──────── INFORMATION PROVIDED

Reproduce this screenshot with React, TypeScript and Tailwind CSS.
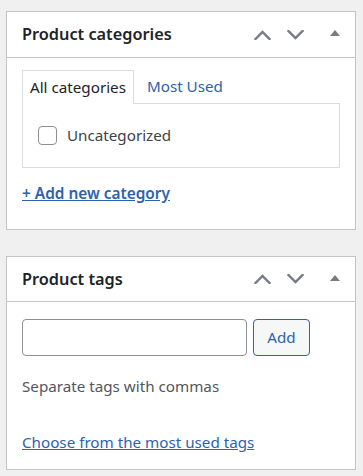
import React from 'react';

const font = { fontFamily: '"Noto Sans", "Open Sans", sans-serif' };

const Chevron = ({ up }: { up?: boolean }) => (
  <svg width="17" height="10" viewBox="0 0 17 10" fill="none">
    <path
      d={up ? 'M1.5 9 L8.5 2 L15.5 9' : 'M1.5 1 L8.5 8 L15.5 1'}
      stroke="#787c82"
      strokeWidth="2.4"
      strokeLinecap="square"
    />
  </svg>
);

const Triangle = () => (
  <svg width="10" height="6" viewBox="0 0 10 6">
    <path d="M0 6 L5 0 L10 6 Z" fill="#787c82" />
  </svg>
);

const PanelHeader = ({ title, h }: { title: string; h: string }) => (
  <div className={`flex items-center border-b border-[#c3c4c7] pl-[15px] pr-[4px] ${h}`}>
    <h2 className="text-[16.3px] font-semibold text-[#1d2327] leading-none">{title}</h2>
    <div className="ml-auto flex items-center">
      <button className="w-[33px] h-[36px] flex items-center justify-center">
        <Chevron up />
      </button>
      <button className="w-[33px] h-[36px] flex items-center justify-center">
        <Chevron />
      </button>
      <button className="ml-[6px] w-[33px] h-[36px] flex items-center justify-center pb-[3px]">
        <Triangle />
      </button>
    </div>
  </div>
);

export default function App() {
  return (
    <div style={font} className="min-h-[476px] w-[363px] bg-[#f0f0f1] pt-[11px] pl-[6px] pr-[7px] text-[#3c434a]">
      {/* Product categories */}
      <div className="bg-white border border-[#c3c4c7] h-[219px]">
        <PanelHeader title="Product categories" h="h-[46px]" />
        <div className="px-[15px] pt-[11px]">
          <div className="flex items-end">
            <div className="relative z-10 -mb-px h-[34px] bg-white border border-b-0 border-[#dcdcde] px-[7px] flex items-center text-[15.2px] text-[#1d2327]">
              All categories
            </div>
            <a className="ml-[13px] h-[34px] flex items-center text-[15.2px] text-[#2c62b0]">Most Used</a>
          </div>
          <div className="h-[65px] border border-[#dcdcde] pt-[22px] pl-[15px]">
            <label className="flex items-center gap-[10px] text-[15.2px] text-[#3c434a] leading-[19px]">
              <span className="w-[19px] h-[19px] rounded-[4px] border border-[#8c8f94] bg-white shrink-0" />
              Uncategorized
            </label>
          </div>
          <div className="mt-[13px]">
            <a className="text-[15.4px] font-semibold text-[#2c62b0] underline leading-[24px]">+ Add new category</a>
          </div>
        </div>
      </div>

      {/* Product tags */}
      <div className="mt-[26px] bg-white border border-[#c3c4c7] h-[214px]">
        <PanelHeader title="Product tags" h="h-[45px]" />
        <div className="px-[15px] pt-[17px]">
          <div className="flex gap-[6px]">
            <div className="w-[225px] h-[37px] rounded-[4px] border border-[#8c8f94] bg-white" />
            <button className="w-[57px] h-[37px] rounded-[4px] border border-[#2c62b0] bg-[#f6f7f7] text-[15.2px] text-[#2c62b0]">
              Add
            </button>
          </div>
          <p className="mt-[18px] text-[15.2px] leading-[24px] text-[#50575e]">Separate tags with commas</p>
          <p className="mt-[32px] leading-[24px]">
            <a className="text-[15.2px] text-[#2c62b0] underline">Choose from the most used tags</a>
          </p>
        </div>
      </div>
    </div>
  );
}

────────────────

| DIRECTIVE |
The material above must be printed exactly, with its pictures left out.

| ANSWER |
Reproduce this screenshot with React, TypeScript and Tailwind CSS.
import React from 'react';

const font = { fontFamily: '"Noto Sans", "Open Sans", sans-serif' };

const Chevron = ({ up }: { up?: boolean }) => (
  <svg width="17" height="10" viewBox="0 0 17 10" fill="none">
    <path
      d={up ? 'M1.5 9 L8.5 2 L15.5 9' : 'M1.5 1 L8.5 8 L15.5 1'}
      stroke="#787c82"
      strokeWidth="2.4"
      strokeLinecap="square"
    />
  </svg>
);

const Triangle = () => (
  <svg width="10" height="6" viewBox="0 0 10 6">
    <path d="M0 6 L5 0 L10 6 Z" fill="#787c82" />
  </svg>
);

const PanelHeader = ({ title, h }: { title: string; h: string }) => (
  <div className={`flex items-center border-b border-[#c3c4c7] pl-[15px] pr-[4px] ${h}`}>
    <h2 className="text-[16.3px] font-semibold text-[#1d2327] leading-none">{title}</h2>
    <div className="ml-auto flex items-center">
      <button className="w-[33px] h-[36px] flex items-center justify-center">
        <Chevron up />
      </button>
      <button className="w-[33px] h-[36px] flex items-center justify-center">
        <Chevron />
      </button>
      <button className="ml-[6px] w-[33px] h-[36px] flex items-center justify-center pb-[3px]">
        <Triangle />
      </button>
    </div>
  </div>
);

export default function App() {
  return (
    <div style={font} className="min-h-[476px] w-[363px] bg-[#f0f0f1] pt-[11px] pl-[6px] pr-[7px] text-[#3c434a]">
      {/* Product categories */}
      <div className="bg-white border border-[#c3c4c7] h-[219px]">
        <PanelHeader title="Product categories" h="h-[46px]" />
        <div className="px-[15px] pt-[11px]">
          <div className="flex items-end">
            <div className="relative z-10 -mb-px h-[34px] bg-white border border-b-0 border-[#dcdcde] px-[7px] flex items-center text-[15.2px] text-[#1d2327]">
              All categories
            </div>
            <a className="ml-[13px] h-[34px] flex items-center text-[15.2px] text-[#2c62b0]">Most Used</a>
          </div>
          <div className="h-[65px] border border-[#dcdcde] pt-[22px] pl-[15px]">
            <label className="flex items-center gap-[10px] text-[15.2px] text-[#3c434a] leading-[19px]">
              <span className="w-[19px] h-[19px] rounded-[4px] border border-[#8c8f94] bg-white shrink-0" />
              Uncategorized
            </label>
          </div>
          <div className="mt-[13px]">
            <a className="text-[15.4px] font-semibold text-[#2c62b0] underline leading-[24px]">+ Add new category</a>
          </div>
        </div>
      </div>

      {/* Product tags */}
      <div className="mt-[26px] bg-white border border-[#c3c4c7] h-[214px]">
        <PanelHeader title="Product tags" h="h-[45px]" />
        <div className="px-[15px] pt-[17px]">
          <div className="flex gap-[6px]">
            <div className="w-[225px] h-[37px] rounded-[4px] border border-[#8c8f94] bg-white" />
            <button className="w-[57px] h-[37px] rounded-[4px] border border-[#2c62b0] bg-[#f6f7f7] text-[15.2px] text-[#2c62b0]">
              Add
            </button>
          </div>
          <p className="mt-[18px] text-[15.2px] leading-[24px] text-[#50575e]">Separate tags with commas</p>
          <p className="mt-[32px] leading-[24px]">
            <a className="text-[15.2px] text-[#2c62b0] underline">Choose from the most used tags</a>
          </p>
        </div>
      </div>
    </div>
  );
}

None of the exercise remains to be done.